▶ [Work required]:
Retype each line exactly. Skip images.

▶ [Data segment]:
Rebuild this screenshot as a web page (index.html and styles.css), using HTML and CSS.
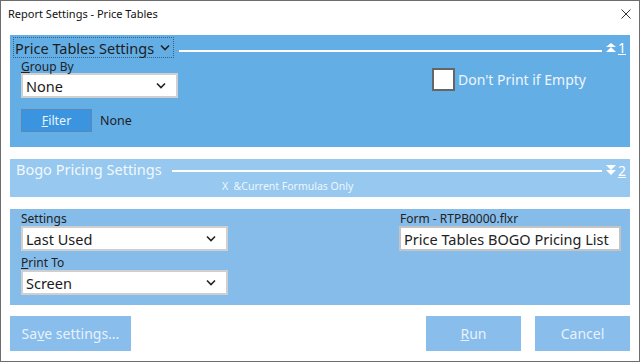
FILE: index.html
```html
<!DOCTYPE html>
<html lang="en">
<head>
    <meta charset="UTF-8">
    <title>Report Settings - Price Tables</title>
    <link rel="stylesheet" href="styles.css">
</head>
<body>
    <div class="window">
        <div class="titlebar">
            <span class="title">Report Settings - Price Tables</span>
            <svg class="close" width="10" height="10" viewBox="0 0 10 10"><path d="M0.5 0.5 L9.5 9.5 M9.5 0.5 L0.5 9.5" stroke="#333" stroke-width="1"/></svg>
        </div>

        <div class="content">
            <!-- section 1 -->
            <div class="panel panel-main">
                <div class="panel-head">
                    <span class="head-focus">Price Tables Settings
                        <svg class="chev" width="10" height="7" viewBox="0 0 10 7"><path d="M1 1.5 L5 5.5 L9 1.5" fill="none" stroke="#222" stroke-width="1.6"/></svg>
                    </span>
                    <span class="head-line"></span>
                    <span class="head-num">
                        <svg width="12" height="10" viewBox="0 0 12 10"><path d="M6 0 L11 4 L1 4 Z M6 4 L11 9 L1 9 Z" fill="#fff"/></svg>
                        <u>1</u>
                    </span>
                </div>
                <div class="panel-body">
                    <div class="col-left">
                        <label class="lbl"><u>G</u>roup By</label>
                        <div class="select sel-group">None
                            <svg width="10" height="7" viewBox="0 0 10 7"><path d="M1 1.5 L5 5.5 L9 1.5" fill="none" stroke="#222" stroke-width="1.6"/></svg>
                        </div>
                        <div class="filter-row">
                            <button class="btn-filter"><u>F</u>ilter</button>
                            <span class="filter-val">None</span>
                        </div>
                    </div>
                    <div class="col-right">
                        <span class="checkbox"></span>
                        <span class="check-label">Don't Print if Empty</span>
                    </div>
                </div>
            </div>

            <!-- section 2 -->
            <div class="panel panel-bogo">
                <div class="panel-head">
                    <span class="bogo-title">Bogo Pricing Settings</span>
                    <span class="head-line"></span>
                    <span class="head-num">
                        <svg width="12" height="10" viewBox="0 0 12 10"><path d="M1 0 L11 0 L6 5 Z M1 5 L11 5 L6 10 Z" fill="#fff"/></svg>
                        <u>2</u>
                    </span>
                </div>
                <div class="bogo-sub">X &nbsp;&amp;Current Formulas Only</div>
            </div>

            <!-- section 3 -->
            <div class="panel panel-output">
                <div class="col-left">
                    <label class="lbl">Settings</label>
                    <div class="select sel-wide">Last Used
                        <svg width="10" height="7" viewBox="0 0 10 7"><path d="M1 1.5 L5 5.5 L9 1.5" fill="none" stroke="#222" stroke-width="1.6"/></svg>
                    </div>
                    <label class="lbl lbl-print"><u>P</u>rint To</label>
                    <div class="select sel-wide">Screen
                        <svg width="10" height="7" viewBox="0 0 10 7"><path d="M1 1.5 L5 5.5 L9 1.5" fill="none" stroke="#222" stroke-width="1.6"/></svg>
                    </div>
                </div>
                <div class="col-form">
                    <label class="lbl">Form - RTPB0000.flxr</label>
                    <div class="textbox">Price Tables BOGO Pricing List</div>
                </div>
            </div>

            <div class="actions">
                <button class="btn btn-save">Sa<u>v</u>e settings...</button>
                <span class="spacer"></span>
                <button class="btn"><u>R</u>un</button>
                <button class="btn">Cancel</button>
            </div>
        </div>
    </div>
</body>
</html>
```

FILE: styles.css
```css
/* General styles */
body {
    margin: 0;
    background: #fff;
    font-family: "Noto Sans", "Open Sans", sans-serif;
    color: #222;
}

.window {
    width: 638px;
    height: 360px;
    border: 1px solid #6d6d6d;
    background: #fff;
}

.titlebar {
    height: 34px;
    display: flex;
    justify-content: space-between;
    padding: 0 8px 0 7px;
}

.title {
    font-size: 11px;
    margin-top: 5px;
    color: #111;
}

.close {
    margin-top: 8px;
}

.content {
    padding: 0 9px;
}

.panel {
    margin-bottom: 12px;
}

.panel-main {
    background: #64aee6;
    height: 112px;
    padding: 2px 3px 0 3px;
    box-sizing: border-box;
}

.panel-head {
    display: flex;
    align-items: center;
    height: 21px;
}

.head-focus {
    font-size: 14.5px;
    color: #1d1d1d;
    border: 1px dotted #3a5f86;
    padding: 0 3px 0 1px;
    height: 19px;
    line-height: 18px;
    display: flex;
    align-items: center;
    gap: 6px;
}

.head-line {
    flex: 1;
    height: 2px;
    background: #fff;
    margin: 6px 3px 0 5px;
}

.head-num {
    display: flex;
    align-items: center;
    gap: 1px;
    color: #fff;
    font-size: 14px;
    margin-right: 1px;
}

.panel-body {
    display: flex;
    justify-content: space-between;
    padding-left: 8px;
}

.lbl {
    display: block;
    font-size: 12px;
    line-height: 13px;
    color: #222;
}

.col-left .lbl {
    margin-top: 2px;
}

.select {
    background: #fff;
    border: 2px solid #cfcfcf;
    box-sizing: border-box;
    height: 25px;
    font-size: 14.5px;
    padding: 0 10px 0 3px;
    display: flex;
    align-items: center;
    justify-content: space-between;
    color: #1a1a1a;
}

.sel-group {
    width: 157px;
}

.filter-row {
    display: flex;
    align-items: center;
    margin-top: 11px;
}

.btn-filter {
    width: 71px;
    height: 23px;
    background: #3a94df;
    border: 1px solid #5b87b4;
    color: #e9f3fc;
    font-family: inherit;
    font-size: 12.5px;
    padding: 0;
}

.filter-val {
    font-size: 12.5px;
    margin-left: 8px;
    color: #1d1d1d;
}

.col-right {
    display: flex;
    align-items: center;
    margin: 10px 41px 0 0;
    align-self: flex-start;
}

.checkbox {
    width: 19px;
    height: 19px;
    background: #fff;
    border: 2px solid #666;
}

.check-label {
    font-size: 14px;
    color: #eef5fc;
    margin-left: 3px;
}

.panel-bogo {
    background: #97c8ef;
    height: 38px;
    padding: 0 3px 0 6px;
    box-sizing: border-box;
}

.bogo-title {
    font-size: 14.5px;
    color: #f2f8fd;
    margin-top: -2px;
}

.panel-bogo .panel-head {
    height: 22px;
}

.panel-bogo .head-line {
    margin: 1px 3px 0 10px;
}

.bogo-sub {
    font-size: 10.5px;
    color: #eef6fd;
    margin: -2px 0 0 206px;
}

.panel-output {
    background: #86bcea;
    height: 96px;
    box-sizing: border-box;
    padding: 3px 9px 0 11px;
    display: flex;
    justify-content: space-between;
    margin-bottom: 11px;
}

.panel-output .col-left .lbl {
    margin-top: 0;
    margin-bottom: 1px;
}

.panel-output .lbl-print {
    margin-top: 5px !important;
}

.sel-wide {
    width: 207px;
    height: 25px;
}

.col-form .lbl {
    margin: 0 0 1px 1px;
}

.textbox {
    width: 222px;
    height: 25px;
    box-sizing: border-box;
    background: #fff;
    border: 2px solid #c4c4c4;
    font-size: 14.5px;
    padding-left: 3px;
    display: flex;
    align-items: center;
}

.actions {
    display: flex;
    gap: 14px;
}

.spacer {
    flex: 1;
}

.btn {
    width: 95px;
    height: 35px;
    background: #88bdec;
    border: none;
    color: #e8f2fb;
    font-family: inherit;
    font-size: 14px;
    padding: 0;
}

.btn-save {
    width: 121px;
}
```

▶ [Reply]:
Rebuild this screenshot as a web page (index.html and styles.css), using HTML and CSS.
FILE: index.html
```html
<!DOCTYPE html>
<html lang="en">
<head>
    <meta charset="UTF-8">
    <title>Report Settings - Price Tables</title>
    <link rel="stylesheet" href="styles.css">
</head>
<body>
    <div class="window">
        <div class="titlebar">
            <span class="title">Report Settings - Price Tables</span>
            <svg class="close" width="10" height="10" viewBox="0 0 10 10"><path d="M0.5 0.5 L9.5 9.5 M9.5 0.5 L0.5 9.5" stroke="#333" stroke-width="1"/></svg>
        </div>

        <div class="content">
            <!-- section 1 -->
            <div class="panel panel-main">
                <div class="panel-head">
                    <span class="head-focus">Price Tables Settings
                        <svg class="chev" width="10" height="7" viewBox="0 0 10 7"><path d="M1 1.5 L5 5.5 L9 1.5" fill="none" stroke="#222" stroke-width="1.6"/></svg>
                    </span>
                    <span class="head-line"></span>
                    <span class="head-num">
                        <svg width="12" height="10" viewBox="0 0 12 10"><path d="M6 0 L11 4 L1 4 Z M6 4 L11 9 L1 9 Z" fill="#fff"/></svg>
                        <u>1</u>
                    </span>
                </div>
                <div class="panel-body">
                    <div class="col-left">
                        <label class="lbl"><u>G</u>roup By</label>
                        <div class="select sel-group">None
                            <svg width="10" height="7" viewBox="0 0 10 7"><path d="M1 1.5 L5 5.5 L9 1.5" fill="none" stroke="#222" stroke-width="1.6"/></svg>
                        </div>
                        <div class="filter-row">
                            <button class="btn-filter"><u>F</u>ilter</button>
                            <span class="filter-val">None</span>
                        </div>
                    </div>
                    <div class="col-right">
                        <span class="checkbox"></span>
                        <span class="check-label">Don't Print if Empty</span>
                    </div>
                </div>
            </div>

            <!-- section 2 -->
            <div class="panel panel-bogo">
                <div class="panel-head">
                    <span class="bogo-title">Bogo Pricing Settings</span>
                    <span class="head-line"></span>
                    <span class="head-num">
                        <svg width="12" height="10" viewBox="0 0 12 10"><path d="M1 0 L11 0 L6 5 Z M1 5 L11 5 L6 10 Z" fill="#fff"/></svg>
                        <u>2</u>
                    </span>
                </div>
                <div class="bogo-sub">X &nbsp;&amp;Current Formulas Only</div>
            </div>

            <!-- section 3 -->
            <div class="panel panel-output">
                <div class="col-left">
                    <label class="lbl">Settings</label>
                    <div class="select sel-wide">Last Used
                        <svg width="10" height="7" viewBox="0 0 10 7"><path d="M1 1.5 L5 5.5 L9 1.5" fill="none" stroke="#222" stroke-width="1.6"/></svg>
                    </div>
                    <label class="lbl lbl-print"><u>P</u>rint To</label>
                    <div class="select sel-wide">Screen
                        <svg width="10" height="7" viewBox="0 0 10 7"><path d="M1 1.5 L5 5.5 L9 1.5" fill="none" stroke="#222" stroke-width="1.6"/></svg>
                    </div>
                </div>
                <div class="col-form">
                    <label class="lbl">Form - RTPB0000.flxr</label>
                    <div class="textbox">Price Tables BOGO Pricing List</div>
                </div>
            </div>

            <div class="actions">
                <button class="btn btn-save">Sa<u>v</u>e settings...</button>
                <span class="spacer"></span>
                <button class="btn"><u>R</u>un</button>
                <button class="btn">Cancel</button>
            </div>
        </div>
    </div>
</body>
</html>
```

FILE: styles.css
```css
/* General styles */
body {
    margin: 0;
    background: #fff;
    font-family: "Noto Sans", "Open Sans", sans-serif;
    color: #222;
}

.window {
    width: 638px;
    height: 360px;
    border: 1px solid #6d6d6d;
    background: #fff;
}

.titlebar {
    height: 34px;
    display: flex;
    justify-content: space-between;
    padding: 0 8px 0 7px;
}

.title {
    font-size: 11px;
    margin-top: 5px;
    color: #111;
}

.close {
    margin-top: 8px;
}

.content {
    padding: 0 9px;
}

.panel {
    margin-bottom: 12px;
}

.panel-main {
    background: #64aee6;
    height: 112px;
    padding: 2px 3px 0 3px;
    box-sizing: border-box;
}

.panel-head {
    display: flex;
    align-items: center;
    height: 21px;
}

.head-focus {
    font-size: 14.5px;
    color: #1d1d1d;
    border: 1px dotted #3a5f86;
    padding: 0 3px 0 1px;
    height: 19px;
    line-height: 18px;
    display: flex;
    align-items: center;
    gap: 6px;
}

.head-line {
    flex: 1;
    height: 2px;
    background: #fff;
    margin: 6px 3px 0 5px;
}

.head-num {
    display: flex;
    align-items: center;
    gap: 1px;
    color: #fff;
    font-size: 14px;
    margin-right: 1px;
}

.panel-body {
    display: flex;
    justify-content: space-between;
    padding-left: 8px;
}

.lbl {
    display: block;
    font-size: 12px;
    line-height: 13px;
    color: #222;
}

.col-left .lbl {
    margin-top: 2px;
}

.select {
    background: #fff;
    border: 2px solid #cfcfcf;
    box-sizing: border-box;
    height: 25px;
    font-size: 14.5px;
    padding: 0 10px 0 3px;
    display: flex;
    align-items: center;
    justify-content: space-between;
    color: #1a1a1a;
}

.sel-group {
    width: 157px;
}

.filter-row {
    display: flex;
    align-items: center;
    margin-top: 11px;
}

.btn-filter {
    width: 71px;
    height: 23px;
    background: #3a94df;
    border: 1px solid #5b87b4;
    color: #e9f3fc;
    font-family: inherit;
    font-size: 12.5px;
    padding: 0;
}

.filter-val {
    font-size: 12.5px;
    margin-left: 8px;
    color: #1d1d1d;
}

.col-right {
    display: flex;
    align-items: center;
    margin: 10px 41px 0 0;
    align-self: flex-start;
}

.checkbox {
    width: 19px;
    height: 19px;
    background: #fff;
    border: 2px solid #666;
}

.check-label {
    font-size: 14px;
    color: #eef5fc;
    margin-left: 3px;
}

.panel-bogo {
    background: #97c8ef;
    height: 38px;
    padding: 0 3px 0 6px;
    box-sizing: border-box;
}

.bogo-title {
    font-size: 14.5px;
    color: #f2f8fd;
    margin-top: -2px;
}

.panel-bogo .panel-head {
    height: 22px;
}

.panel-bogo .head-line {
    margin: 1px 3px 0 10px;
}

.bogo-sub {
    font-size: 10.5px;
    color: #eef6fd;
    margin: -2px 0 0 206px;
}

.panel-output {
    background: #86bcea;
    height: 96px;
    box-sizing: border-box;
    padding: 3px 9px 0 11px;
    display: flex;
    justify-content: space-between;
    margin-bottom: 11px;
}

.panel-output .col-left .lbl {
    margin-top: 0;
    margin-bottom: 1px;
}

.panel-output .lbl-print {
    margin-top: 5px !important;
}

.sel-wide {
    width: 207px;
    height: 25px;
}

.col-form .lbl {
    margin: 0 0 1px 1px;
}

.textbox {
    width: 222px;
    height: 25px;
    box-sizing: border-box;
    background: #fff;
    border: 2px solid #c4c4c4;
    font-size: 14.5px;
    padding-left: 3px;
    display: flex;
    align-items: center;
}

.actions {
    display: flex;
    gap: 14px;
}

.spacer {
    flex: 1;
}

.btn {
    width: 95px;
    height: 35px;
    background: #88bdec;
    border: none;
    color: #e8f2fb;
    font-family: inherit;
    font-size: 14px;
    padding: 0;
}

.btn-save {
    width: 121px;
}
```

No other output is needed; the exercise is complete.